Saturday, September 30, 2006

A terrible choice

I just finished reading a remarkable book entitled The Memory-Keepers Daughter by Kim Edwards. In it, a physician makes a startling, even horrifying decision which alters his life forever. The book addresses important questions about attitudes towards the handicapped, family relationships, and the keeping of secrets. In the novel, Dr. David Henry gives away his daughter, a twin born with Down's Syndrome, just after her birth, without the knowledge of his sedated wife, whom he later tells that the second child had died. His secret alters the lives of his wife, the remaining "normal" twin, and those they meet.
Another sacrifice of a daughter is recorded in Judges 11, where Israel's military leader, Jephthah, vows that if God gives him victory in battle, he will sacrifice what he sees first when he returns home. To his horror, his daughter rushes out of the house to meet him. Remarkably, Jephthah appears in the "Hall of Fame of Faith" in Hebrews 11. His dedication, his willingness to sacrifice anything for God probably explain his appearance there. Still, his is an unexpected entry alongside Abraham, Noah, and Enoch. Like Samson and Barak, he is an unexpected faith hero.
What do you think? I think his story parallels also Abraham's, when Abraham was asked to sacrifice his "only-begotten" son, Isaac. God spared Abraham from performing that terrible act at the last moment; some argue that Jephthah too was spared and that he "devoted his daughter to God" in some other fashion. His horror suggests otherwise to me.
Sometimes redemption emerges after terrible choices; sometimes it does not. I pray that your life will be filled with hope and redemption.

Tuesday, September 19, 2006


A looking within marks many of David's psalms in the Bible. He cries out in anguish; he asks why God has forsaken him. He also rejoices when he discovers, or remembers, the Lord's presence in his darkest hours. In Psalm 31, he laments "the utter contempt" of his neighbors. David's psalms, and the trek of self-discovery they divulge, provide an example of what may be called self-leadership. David was a dynamic leader. He inspired others to do well. He had been a good follower as well, refusing to abandon humility and to revolt even when Saul attacked him. David struggled mightily, and at times failed miserably. But he remained a friend of God and a great leader because he was willing to do what it took to return when he left the will of God. Psalm 51 records repentance after one of his best known sins. Self-leadership includes the ability to see one's faults and correct them. Continuing one's personal growth through lifelong learning and prayer are also part of self-leadership. When we become content with where we are and what we already know, we stagnate. Self-leadership also means being able to discern when to take a break and when to let others lead. So, grow! Lead, if only yourself! The Lord will bless your leadership as it remains focused on his will.

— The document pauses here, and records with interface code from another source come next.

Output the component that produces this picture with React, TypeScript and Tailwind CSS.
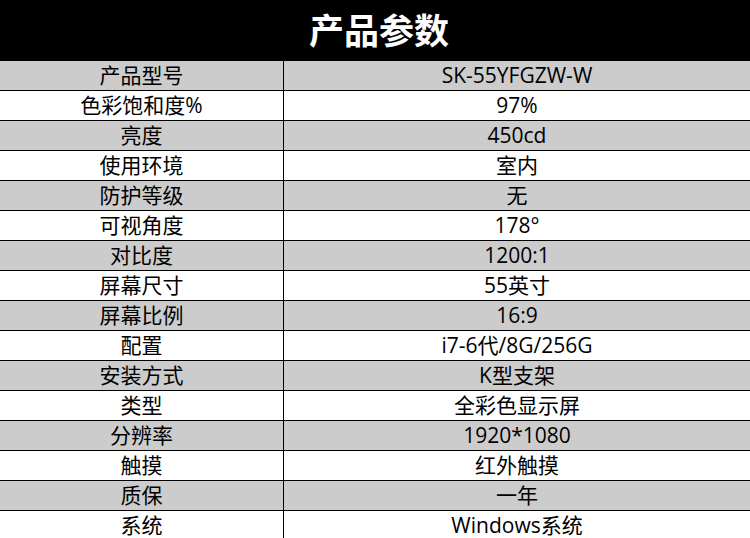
const rows: [string, string][] = [
  ["产品型号", "SK-55YFGZW-W"],
  ["色彩饱和度%", "97%"],
  ["亮度", "450cd"],
  ["使用环境", "室内"],
  ["防护等级", "无"],
  ["可视角度", "178°"],
  ["对比度", "1200:1"],
  ["屏幕尺寸", "55英寸"],
  ["屏幕比例", "16:9"],
  ["配置", "i7-6代/8G/256G"],
  ["安装方式", "K型支架"],
  ["类型", "全彩色显示屏"],
  ["分辨率", "1920*1080"],
  ["触摸", "红外触摸"],
  ["质保", "一年"],
  ["系统", "Windows系统"],
];

export default function App() {
  return (
    <div className="w-[750px] h-[538px] overflow-hidden bg-white font-['Open_Sans','Noto_Sans_CJK_SC',sans-serif] text-black">
      <div className="h-[61px] bg-black flex items-center justify-center">
        <span className="text-[35px] font-bold text-white leading-none font-['Noto_Sans_CJK_SC',sans-serif] pb-[4px] pl-[8px]">
          产品参数
        </span>
      </div>
      {rows.map(([k, v], i) => (
        <div
          key={k}
          className={`flex h-[30px] border-b border-black ${i % 2 === 0 ? "bg-[#cccccc]" : "bg-white"}`}
        >
          <div className="w-[284px] border-r border-black flex items-center justify-center text-[21px] leading-none">
            {k}
          </div>
          <div className="flex-1 flex items-center justify-center text-[21px] leading-none">
            {v}
          </div>
        </div>
      ))}
    </div>
  );
}
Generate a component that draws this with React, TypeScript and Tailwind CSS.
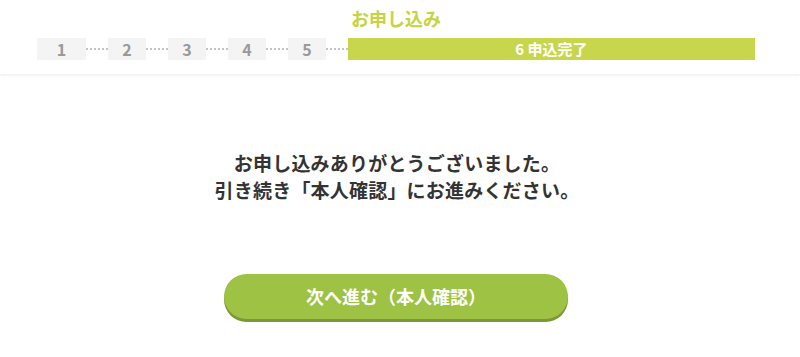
const font = { fontFamily: '"Noto Sans CJK JP", "Noto Sans", sans-serif' }

const steps = [
  { n: '1', w: 'w-[49px]' },
  { n: '2', w: 'w-[38px]' },
  { n: '3', w: 'w-[38px]' },
  { n: '4', w: 'w-[38px]' },
  { n: '5', w: 'w-[38px]' },
]

function Dots() {
  return <div className="w-[22px] h-0 border-t-2 border-dotted border-[#c4c4c4]" />
}

export default function App() {
  return (
    <div className="w-[800px] h-[357px] bg-white overflow-hidden" style={font}>
      <header className="pt-[5px] pb-[14px] shadow-[0_2px_2px_#f3f3f3]">
        <h1 className="pr-[8px] text-center text-[18px] leading-[26px] font-bold text-[#c5d443]">お申し込み</h1>
        <div className="mt-[7px] ml-[37px] flex items-center h-[22px]">
          {steps.map((s) => (
            <div key={s.n} className="flex items-center h-full">
              <div className={`${s.w} h-full bg-[#f4f4f4] flex items-center justify-center text-[16px] font-bold text-[#999]`}>
                {s.n}
              </div>
              <Dots />
            </div>
          ))}
          <div className="w-[407px] h-full bg-[#c8d64b] flex items-center justify-center text-[15px] font-bold text-white">
            6 申込完了
          </div>
        </div>
      </header>
      <main className="pr-[6px] flex flex-col items-center">
        <p className="mt-[75px] text-center text-[19px] leading-[27px] tracking-[0.2px] font-bold text-[#333]">
          お申し込みありがとうございました。
          <br />
          引き続き「本人確認」にお進みください。
        </p>
        <button className="mt-[71px] mr-[2px] w-[344px] h-[45px] rounded-full bg-[#9dc244] shadow-[0_3px_0_#7b9834] text-white text-[18px] font-bold">
          次へ進む（本人確認）
        </button>
      </main>
    </div>
  )
}
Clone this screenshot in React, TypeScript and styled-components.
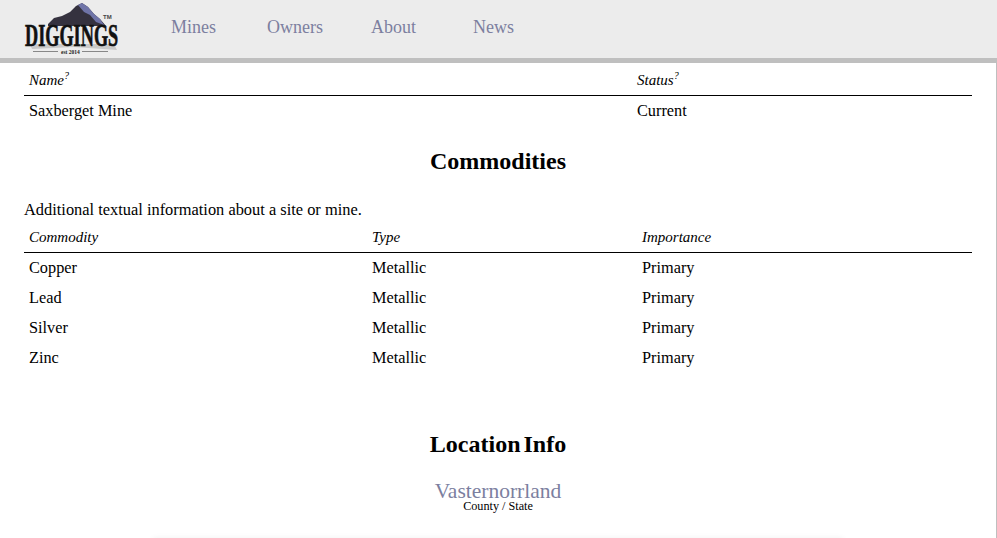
import { Fragment } from "react";
import styled, { createGlobalStyle } from "styled-components";

const Global = createGlobalStyle`
  html, body {
    margin: 0;
    padding: 0;
    background: #fff;
  }

  body {
    font-family: "Liberation Serif", "DejaVu Serif", serif;
    color: #000;
    overflow: hidden;
  }
`;

const Page = styled.div`
  width: 997px;
  height: 538px;
  overflow: hidden;
  box-sizing: border-box;
`;

const Header = styled.header`
  display: flex;
  align-items: center;
  height: 58px;
  background: #ececec;
  border-bottom: 5px solid #bfbfbf;
`;

const LogoWrap = styled.div`
  width: 171px;
  padding-left: 24px;
  box-sizing: border-box;
  display: flex;
`;

const Nav = styled.nav`
  display: grid;
  grid-template-columns: 96px 104px 102px auto;
  height: 100%;
  align-items: center;
  margin-top: -4px;
`;

const NavLink = styled.a`
  font-size: 18px;
  color: #7c7f9f;
`;

const Main = styled.main`
  border-right: 1px solid #bfbfbf;
  height: 475px;
  padding: 0 24px;
  box-sizing: border-box;
  width: 997px;
  overflow: hidden;
`;

const Table = styled.div<{ $cols: string }>`
  display: grid;
  grid-template-columns: ${({ $cols }) => $cols};
  width: 948px;
`;

const HeadCell = styled.div`
  font-style: italic;
  font-size: 15px;
  height: 33px;
  line-height: 35px;
  padding-left: 5px;
  border-bottom: 1px solid #000;
  box-sizing: border-box;

  sup {
    font-size: 10px;
    line-height: 0;
    vertical-align: 6px;
  }
`;

const BodyCell = styled.div`
  font-size: 16.3px;
  height: 30px;
  line-height: 30px;
  padding-left: 5px;
`;

const SectionTitle = styled.h2<{ $top: number; $bottom: number }>`
  margin: ${({ $top }) => $top}px 0 ${({ $bottom }) => $bottom}px;
  text-align: center;
  font-size: 24px;
  line-height: 28px;
  font-weight: 700;
  word-spacing: -3px;
`;

const Note = styled.p`
  margin: 0;
  font-size: 16.4px;
  line-height: 20px;
`;

const Place = styled.div`
  margin-top: 24px;
  text-align: center;
  font-size: 21.5px;
  line-height: 18px;
  color: #7c7f9f;
`;

const PlaceLabel = styled.div`
  text-align: center;
  font-size: 12.2px;
  line-height: 13px;
`;

const MapFrame = styled.div`
  width: 690px;
  height: 200px;
  margin: 25px auto 0;
  box-shadow: 0 0 6px rgba(0, 0, 0, 0.06);
`;

const Logo = () => (
  <svg width="97" height="56" viewBox="0 0 97 56">
    <path d="M24 23 L30 17 L38 15 L46 11 L52 5 L58 2 L64 6 L70 13 L76 18 L82 25 L24 25Z" fill="#35323f" />
    <path d="M54 4 L58 2 L64 6 L70 13 L76 18 L80 24 L72 21 L66 14 L60 11Z" fill="#6f74a8" />
    <path d="M6 43 L90 43 L93 49 L50 46 L8 48Z" fill="#c9c9c9" />
    <text
      transform="translate(1 45) scale(0.57 1)"
      fontFamily="Liberation Serif"
      fontWeight="700"
      fontSize="32"
      fill="#111"
      stroke="#111"
      strokeWidth="0.7"
    >
      DIGGINGS
    </text>
    <text x="79" y="18" fontFamily="Liberation Sans" fontWeight="700" fontSize="6" fill="#444">
      TM
    </text>
    <path d="M9 50.5 H34 M58 50.5 H84" stroke="#888" strokeWidth="1" />
    <text x="37" y="52.5" fontFamily="Liberation Serif" fontWeight="700" fontSize="5.5" fill="#222">
      est 2014
    </text>
  </svg>
);

const commodities = ["Copper", "Lead", "Silver", "Zinc"];

export default function App() {
  return (
    <Page>
      <Global />
      <Header>
        <LogoWrap>
          <Logo />
        </LogoWrap>
        <Nav>
          <NavLink>Mines</NavLink>
          <NavLink>Owners</NavLink>
          <NavLink>About</NavLink>
          <NavLink>News</NavLink>
        </Nav>
      </Header>
      <Main>
        <Table $cols="608px 1fr">
          <HeadCell>
            Name<sup>?</sup>
          </HeadCell>
          <HeadCell>
            Status<sup>?</sup>
          </HeadCell>
          <BodyCell>Saxberget Mine</BodyCell>
          <BodyCell>Current</BodyCell>
        </Table>
        <SectionTitle $top={21} $bottom={25}>Commodities</SectionTitle>
        <Note>Additional textual information about a site or mine.</Note>
        <Table $cols="343px 270px 1fr">
          <HeadCell>Commodity</HeadCell>
          <HeadCell>Type</HeadCell>
          <HeadCell>Importance</HeadCell>
          {commodities.map((name) => (
            <Fragment key={name}>
              <BodyCell>{name}</BodyCell>
              <BodyCell>Metallic</BodyCell>
              <BodyCell>Primary</BodyCell>
            </Fragment>
          ))}
        </Table>
        <SectionTitle $top={57} $bottom={0}>Location Info</SectionTitle>
        <Place>Vasternorrland</Place>
        <PlaceLabel>County / State</PlaceLabel>
        <MapFrame />
      </Main>
    </Page>
  );
}
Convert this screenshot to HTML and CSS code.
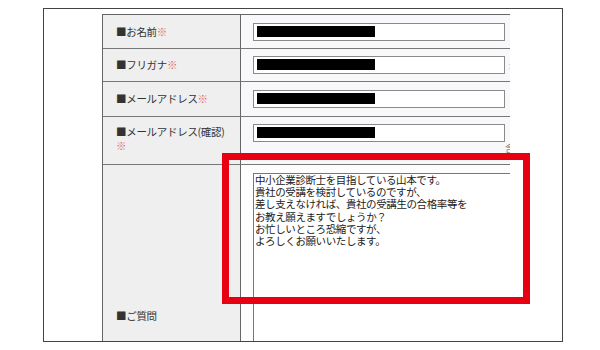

Monday, September 11, 2006

Travel Ramblings

I drove two thousand miles last week, travelling almost all the way across the United States. From the live oaks of Georgia to the rolling hills and rivers of Tennessee to the isolated wilderness (and a meteor crater) of West Texas to the almost alien landscapes of New Mexico and Arizona, I witnessed great natural beauty and evidence of God's greatness.
Human interaction also provided intriguing insights into God's workmanship. I saw several friends I had not seen for a long time. With one, it was as if we had seen each other the day before. Hopefully, it will not be nearly so long before the next meeting. With each, I marvelled at how they had changed, and what our relationship said about who I am. Could it be that our friends define us?
I visited the campus of Abilene Christian University. May its leaders keep alive a hunger for being Bod's people among their students and may they always honor those whose love for the Lord and desire to build leaders for a restoration of New Testament Christianity was a catalyst for great sacrfices as they laid the foundation for today's university.
I visited several churches of Christ. They ranged greatly in size and in personality. One was thoroughly integrated racially, another had elderly members, another had a large number of high school and college students. Yet, in each the people loved to sing God's praises and the preacher proclaimed a message from God's word. Each church had problems, I am sure, but I had not come to search for them.
Now I begin a new phase of life and ministry. This blog will continue, but may at times reflect my different geographic setting. Pray for me as I do for all who read this, that I may know courage and hope.
I saw an intriguing bumper sticker as I traveled: "May God give you twice what you wish for me." My first thought was, "What a wonderful sentiment, to wish so much good." Then I had a more cynical thought; perhaps this was an admonition for those who wished him ill. Let's break away from hurtful wished and road rage. Wish the stranger in the next car the best. He or she may be having a much worse day than yours. As I drove through an Ohio city years ago, a man who passed me blew his horn and flashed an obscene gesture at me. Then I saw his bumper sticker, "Christians aren't perfect, only forgiven. How true. You and I may make horrible mistakes, but if we keep our eyes on Jesus (Read Hebrews chapter 12), we may discover that God has not given up on us yet. Show God's grace wherever you go.